At first, Lynn started into a conventional statement about her love for Jackson’s music and how he deserves such an accolade. But mid-sentence, she stopped and cut to the chase: “Hey, you should be here.”
When Jackson got to the podium, after several hugs and private words from Lynn, he said, “Loretta Lynn said I should be here. That’s all I needed to hear. Now it’s official.”
Jackson agreed with Young’s assessment that he writes songs about what he knows, the life he has lived, and the values that matter to him. He recalled that Nashville DJ Gerry House used to joke about how all of Jackson’s songs had a line about a car part or a food identified with the South.
“I wrote about what I knew,” he said. “My daddy was a mechanic. I grew up in a garage. That’s all I cared about.”
Then he paused, and flashed some of the wit found in his songs, but rarely in his public statements: “That’s the reason I came to Nashville to be a singer, because I loved cars, and I couldn’t really buy any.”

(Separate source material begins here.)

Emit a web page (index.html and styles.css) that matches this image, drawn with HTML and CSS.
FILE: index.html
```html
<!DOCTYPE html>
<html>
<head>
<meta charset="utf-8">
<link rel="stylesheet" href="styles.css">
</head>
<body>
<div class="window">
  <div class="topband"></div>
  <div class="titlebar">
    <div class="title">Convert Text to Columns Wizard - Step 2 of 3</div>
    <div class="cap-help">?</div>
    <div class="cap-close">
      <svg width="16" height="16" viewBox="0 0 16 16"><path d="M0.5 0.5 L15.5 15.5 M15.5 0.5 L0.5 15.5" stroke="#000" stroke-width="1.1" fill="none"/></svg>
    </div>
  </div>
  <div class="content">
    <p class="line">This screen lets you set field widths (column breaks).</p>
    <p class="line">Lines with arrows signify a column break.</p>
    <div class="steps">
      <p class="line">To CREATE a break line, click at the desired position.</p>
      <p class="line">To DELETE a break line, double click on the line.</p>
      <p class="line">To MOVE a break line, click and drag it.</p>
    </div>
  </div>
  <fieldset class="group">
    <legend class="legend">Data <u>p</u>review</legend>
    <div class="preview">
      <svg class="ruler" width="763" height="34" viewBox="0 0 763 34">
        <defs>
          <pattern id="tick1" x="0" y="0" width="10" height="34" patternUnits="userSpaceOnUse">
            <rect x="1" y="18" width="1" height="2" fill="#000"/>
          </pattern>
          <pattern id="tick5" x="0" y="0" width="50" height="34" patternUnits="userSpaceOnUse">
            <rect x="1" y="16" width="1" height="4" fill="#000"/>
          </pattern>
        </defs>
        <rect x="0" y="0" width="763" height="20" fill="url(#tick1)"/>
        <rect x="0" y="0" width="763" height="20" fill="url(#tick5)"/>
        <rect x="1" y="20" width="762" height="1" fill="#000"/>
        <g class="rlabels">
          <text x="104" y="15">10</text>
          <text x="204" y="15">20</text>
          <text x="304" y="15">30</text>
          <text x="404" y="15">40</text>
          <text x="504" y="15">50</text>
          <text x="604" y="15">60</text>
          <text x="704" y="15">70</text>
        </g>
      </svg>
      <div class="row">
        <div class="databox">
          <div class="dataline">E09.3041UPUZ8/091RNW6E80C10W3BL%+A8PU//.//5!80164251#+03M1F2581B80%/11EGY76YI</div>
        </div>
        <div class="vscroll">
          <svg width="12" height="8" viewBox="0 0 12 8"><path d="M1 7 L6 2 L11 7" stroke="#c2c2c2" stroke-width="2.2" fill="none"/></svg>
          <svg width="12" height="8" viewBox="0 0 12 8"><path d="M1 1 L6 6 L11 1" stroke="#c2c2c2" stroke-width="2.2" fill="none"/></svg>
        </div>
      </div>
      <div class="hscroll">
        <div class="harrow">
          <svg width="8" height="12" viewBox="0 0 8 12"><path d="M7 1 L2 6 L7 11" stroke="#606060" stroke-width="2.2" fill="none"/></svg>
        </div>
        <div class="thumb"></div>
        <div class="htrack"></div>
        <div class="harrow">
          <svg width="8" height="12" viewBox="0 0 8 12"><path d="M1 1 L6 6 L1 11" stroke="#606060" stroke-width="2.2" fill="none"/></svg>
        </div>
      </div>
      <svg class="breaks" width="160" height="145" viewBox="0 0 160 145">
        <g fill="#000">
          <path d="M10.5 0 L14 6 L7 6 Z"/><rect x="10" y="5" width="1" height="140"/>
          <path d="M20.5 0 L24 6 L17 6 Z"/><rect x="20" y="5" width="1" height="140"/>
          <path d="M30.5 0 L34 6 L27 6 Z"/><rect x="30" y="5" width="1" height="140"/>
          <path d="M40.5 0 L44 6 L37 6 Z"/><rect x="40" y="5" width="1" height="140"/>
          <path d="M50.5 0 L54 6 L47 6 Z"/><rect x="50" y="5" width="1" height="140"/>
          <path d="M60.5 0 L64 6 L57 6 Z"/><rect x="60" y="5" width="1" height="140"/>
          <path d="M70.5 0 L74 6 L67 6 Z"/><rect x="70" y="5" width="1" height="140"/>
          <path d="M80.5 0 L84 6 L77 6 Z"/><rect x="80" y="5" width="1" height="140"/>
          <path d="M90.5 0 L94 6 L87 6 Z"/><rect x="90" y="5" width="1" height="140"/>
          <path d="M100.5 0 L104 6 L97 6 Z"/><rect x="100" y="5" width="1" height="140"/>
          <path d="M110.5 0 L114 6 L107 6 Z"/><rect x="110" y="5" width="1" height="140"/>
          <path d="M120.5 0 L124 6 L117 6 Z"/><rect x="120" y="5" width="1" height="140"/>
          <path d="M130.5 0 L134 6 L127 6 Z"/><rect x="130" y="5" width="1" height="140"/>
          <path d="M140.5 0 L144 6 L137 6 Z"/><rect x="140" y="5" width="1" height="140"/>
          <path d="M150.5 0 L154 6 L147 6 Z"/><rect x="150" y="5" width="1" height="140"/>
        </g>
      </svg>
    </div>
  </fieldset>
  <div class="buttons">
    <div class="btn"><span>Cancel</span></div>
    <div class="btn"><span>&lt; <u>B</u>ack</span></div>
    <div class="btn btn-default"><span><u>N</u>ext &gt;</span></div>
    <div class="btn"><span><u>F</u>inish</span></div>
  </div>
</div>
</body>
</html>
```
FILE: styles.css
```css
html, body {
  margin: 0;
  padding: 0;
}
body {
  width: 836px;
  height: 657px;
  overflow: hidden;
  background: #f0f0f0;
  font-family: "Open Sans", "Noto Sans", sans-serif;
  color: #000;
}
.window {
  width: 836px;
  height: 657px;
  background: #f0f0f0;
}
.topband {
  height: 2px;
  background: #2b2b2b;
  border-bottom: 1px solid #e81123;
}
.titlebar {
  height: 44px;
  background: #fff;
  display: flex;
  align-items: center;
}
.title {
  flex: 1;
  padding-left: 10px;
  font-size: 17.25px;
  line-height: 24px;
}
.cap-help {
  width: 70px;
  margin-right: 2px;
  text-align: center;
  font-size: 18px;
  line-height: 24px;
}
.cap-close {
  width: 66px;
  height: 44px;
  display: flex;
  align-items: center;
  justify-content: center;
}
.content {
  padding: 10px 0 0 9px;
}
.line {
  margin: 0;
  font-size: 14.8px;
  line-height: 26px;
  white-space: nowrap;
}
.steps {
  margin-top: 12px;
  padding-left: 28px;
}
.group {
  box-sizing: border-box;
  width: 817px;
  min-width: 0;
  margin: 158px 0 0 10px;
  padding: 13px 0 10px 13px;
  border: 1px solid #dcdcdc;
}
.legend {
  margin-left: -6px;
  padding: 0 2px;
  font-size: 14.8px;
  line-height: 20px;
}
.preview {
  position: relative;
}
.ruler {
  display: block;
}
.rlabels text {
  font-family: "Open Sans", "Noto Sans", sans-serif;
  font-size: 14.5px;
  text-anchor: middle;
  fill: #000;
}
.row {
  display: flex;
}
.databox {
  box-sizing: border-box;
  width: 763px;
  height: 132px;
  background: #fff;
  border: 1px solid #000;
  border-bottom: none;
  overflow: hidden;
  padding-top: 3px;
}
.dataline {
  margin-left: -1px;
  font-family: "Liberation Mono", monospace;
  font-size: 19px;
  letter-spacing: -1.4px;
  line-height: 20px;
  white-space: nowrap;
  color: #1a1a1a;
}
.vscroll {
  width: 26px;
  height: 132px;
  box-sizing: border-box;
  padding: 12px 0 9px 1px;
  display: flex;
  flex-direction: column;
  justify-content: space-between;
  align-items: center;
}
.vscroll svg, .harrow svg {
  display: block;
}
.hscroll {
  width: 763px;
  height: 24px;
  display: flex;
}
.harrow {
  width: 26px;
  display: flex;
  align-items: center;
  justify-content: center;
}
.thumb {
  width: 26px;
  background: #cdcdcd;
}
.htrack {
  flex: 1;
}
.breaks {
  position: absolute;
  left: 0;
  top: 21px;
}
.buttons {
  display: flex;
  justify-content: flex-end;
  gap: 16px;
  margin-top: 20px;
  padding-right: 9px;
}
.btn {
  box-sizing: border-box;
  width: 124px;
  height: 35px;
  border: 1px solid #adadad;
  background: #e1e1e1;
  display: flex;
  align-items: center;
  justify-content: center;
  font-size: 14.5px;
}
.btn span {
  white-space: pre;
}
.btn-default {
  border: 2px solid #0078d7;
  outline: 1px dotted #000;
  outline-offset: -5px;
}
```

He recalled how, in his 20s, he didn’t feel he had any direction in life, especially any that would allow him to buy a lot of cars. “Being a singing star seemed like the only shot I had,” he said. “That’s just about the truth.”
He came to Nashville “so naïve,” he said. He thought all singers wrote their own songs. He didn’t know what a record producer was. Nonetheless, he said, “God gave me a talent to throw some words together with some melodies, and it seems to have worked.”
Acknowledging that many people helped him along the way, Jackson cited connecting with producer and songwriter Keith Stegall as the most important relationship he formed. Shortly after Jackson arrived in Nashville, he heard Randy Travis’ hit “On the Other Hand” on the radio—a tune co-written by fellow inductee Don Schlitz. If Travis could succeed recording the kind of material Jackson loved, maybe there was a chance for him to record traditional country songs, too. Still, Jackson said, it was hard to get the labels interested in a traditional country singer.”
Then he met Stegall, who produced part of Travis’ groundbreaking Storms of Life album, which Jackson loved. “I knew Keith was the only guy who could record me the way I wanted to be recorded,” he said. “As soon as I went into the studio with Keith, he let me record my own songs the way I wanted. That’s when I finally got a record deal.”
Jackson checked a written list of people he wanted to thank, then blurted, “Fans,” drawing a burst of laughter, adding, “I came to Nashville because I wanted to make country music and write songs and record the kind of songs I like and that I thought my fans would like.”
As he started to conclude, Jackson cited a lyric from his song “Where Were You (When the World Stopped Turning),” saying, “I am just a singer of simple songs. That’s all I am.”
He then expressed much the same sentiment as he did in his first interviews in 1989: “I just love real country music. I want to keep it country. George Jones told me that, the first time I met him, and it stuck with me. I would’ve done it anyway, but it meant so much to me. I hope there will be some young people come along and do the same thing I did. You don’t hear it on the radio anymore today, but there’s still a lot of people out there who want to hear what I call real country music.”
After expressing his gratitude for the Hall of Fame induction, he pledged that he will continue to make the kind of country music he loves.